Our team selected a project dealing with stuttering under the advisement of Dr. Tedra Walden of the Vanderbilt Departments of Psychology and Hearing and Speech Sciences and the Vanderbilt Kennedy Center. In this project, we aim to build a research tool to assess biases against stuttering and to provide feedback to those that we identify as having a preference towards those who do not stutter.

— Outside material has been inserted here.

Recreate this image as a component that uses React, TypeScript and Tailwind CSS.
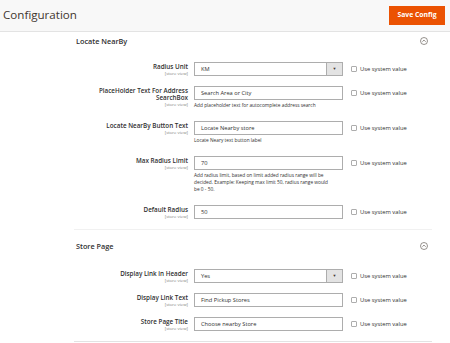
import React from "react";

const font = { fontFamily: '"Open Sans", "Liberation Sans", sans-serif' };

type Row = {
  label: string;
  value: string;
  select?: boolean;
  hint?: string;
};

const locateRows: Row[] = [
  { label: "Radius Unit", value: "KM", select: true },
  {
    label: "PlaceHolder Text For Address SearchBox",
    value: "Search Area or City",
    hint: "Add placeholder text for autocomplete address search",
  },
  {
    label: "Locate NearBy Button Text",
    value: "Locate Nearby store",
    hint: "Locate Neary text button label",
  },
  {
    label: "Max Radius Limit",
    value: "70",
    hint: "Add radius limit, based on limit added radius range will be decided. Example: Keeping max limit 50, radius range would be 0 - 50.",
  },
  { label: "Default Radius", value: "50" },
];

const storeRows: Row[] = [
  { label: "Display Link in Header", value: "Yes", select: true },
  { label: "Display Link Text", value: "Find Pickup Stores" },
  { label: "Store Page Title", value: "Choose nearby Store" },
];

function CollapseIcon() {
  return (
    <svg width="8" height="8" viewBox="0 0 16 16" className="mr-[4px]">
      <circle cx="8" cy="8" r="7" fill="none" stroke="#514943" strokeWidth="1.2" />
      <path d="M4.8 9.4 L8 6.2 L11.2 9.4" fill="none" stroke="#514943" strokeWidth="1.3" />
    </svg>
  );
}

function FieldRow({ row }: { row: Row }) {
  return (
    <div className={`flex items-start ${row.hint ? "mb-[12px]" : "mb-[10px]"}`}>
      <div className="w-[120px] pl-[14px] pr-[6px] pt-[1px] text-right">
        <div className="text-[6.3px] leading-[7px] font-semibold text-[#303030]">{row.label}</div>
        <div className="text-[4.3px] leading-[6px] text-[#808080]">[store view]</div>
      </div>
      <div className="w-[149px]">
        <div className="flex h-[14px] items-stretch border border-[#adadad] bg-white">
          <div className="flex flex-1 items-center pl-[6px] text-[5.7px] text-[#303030]">{row.value}</div>
          {row.select && (
            <div className="flex w-[16px] items-center justify-center border-l border-[#adadad] bg-[#e3e3e3] text-[4px] text-[#41362f]">
              ▼
            </div>
          )}
        </div>
        {row.hint && (
          <div className="mt-[2px] pr-[10px] text-[4.8px] leading-[7px] text-[#303030]">{row.hint}</div>
        )}
      </div>
      <div className="ml-[8px] flex h-[14px] items-center">
        <div className="h-[6px] w-[6px] rounded-[1px] border border-[#adadad] bg-white" />
        <span className="ml-[3px] text-[5.8px] text-[#303030]">Use system value</span>
      </div>
    </div>
  );
}

function SectionTitle({ title }: { title: string }) {
  return (
    <div className="flex h-[10px] items-center justify-between pl-[2px]">
      <span className="text-[7.3px] font-semibold text-[#303030]">{title}</span>
      <CollapseIcon />
    </div>
  );
}

export default function App() {
  return (
    <div style={font} className="h-[343px] w-[450px] overflow-hidden bg-white">
      <div className="flex h-[32px] items-center justify-between border-b border-[#e3e3e3] bg-[#f8f8f8] pl-[3px] pr-[5px]">
        <h1 className="mb-[1px] text-[11.6px] text-[#41362f]">Configuration</h1>
        <button className="h-[19px] w-[56px] bg-[#eb5202] text-[6.8px] font-bold text-white">
          Save Config
        </button>
      </div>

      <div className="ml-[74px] w-[358px]">
        <div className="pt-[4px]">
          <SectionTitle title="Locate NearBy" />
          <div className="mt-[16px]">
            {locateRows.map((r) => (
              <FieldRow key={r.label} row={r} />
            ))}
          </div>
        </div>

        <div className="border-t border-[#f1f1f1] pt-[11px]">
          <SectionTitle title="Store Page" />
          <div className="mt-[18px]">
            {storeRows.map((r) => (
              <FieldRow key={r.label} row={r} />
            ))}
          </div>
        </div>
        <div className="border-t border-[#e3e3e3]" />
      </div>
    </div>
  );
}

As of our last progress report, we were primarily focusing our efforts on finishing on making the program available online by uploading it to a host server. We had been encountering challenges in this task, as there was no clear path for us as undergraduates to acquire a server hosting location.

Achievements:

Since the last progress report, we have not accomplished any major tasks, but we have moved further along in a number of our main goals. First, the front and back matter of the IAT, where we collect demographic and explicit bias information, respectively, turned out to be a much more significant amount of coding than originally anticipated. We have however, come very close to completing this and fully integrating them into the applet. Second, we have made significant strides in acquiring a host server for our applet; however, this has been extremely difficult (see below for further explanation). Third, we identified a flaw in one of the words spoken in the applet. In the stuttered version of the word “building,” the stutter was indistinguishable from a pause, and therefore this may have corrupted our data. We had our sound engineer contact exaggerate this stutter in order to make the stutter more apparent. Fourth, we laid out a plan to acquire enough data by design day to do some preliminary analysis for the poster.

Challenges encountered:

The primary challenge at this stage in our project is applet webpage integration. We first reached out to Vanderbilt Web Communications with our inquiry, who re-directed us to the School of Engineering IT Department. We met with Phil VerMeulen, a member of the department. We discussed the needs of our program, and he has assured us that we will get it to work somewhere, somehow. We are not entirely sure whether this will be a short-term or long-term solution but either way we are encouraged. In order to figure out what server will work best, he wanted to use a finished version of our applet. While we are close to being finished, we are not quite there yet. So our top priority is now to complete all the sections of the IAT in order that Phil can help us get it on a hosting server.

We are very concerned at this point that it may not be possible to get the app on the website in time in order to collect enough data for design day. If this is the case, we will still have the program available for users to interact with; it will just not be on the internet. We believe that this is sufficient for demonstrating the functionality of our design. In the long term, however, our project mentor does need this to be online, so we are continuing to press on this issue.

Future work:

The next steps of the project can be seen in our project timeline (GANTT chart) below. In the next week, we anticipate finishing the applet, deploying it on a host server, beginning to collect data, and working on our Design Day poster.

Project timeline:

Bottom line:

We are less confident in our projections to have everything finished by Design Day, but we are certainly going to do everything we can to make sure that happens.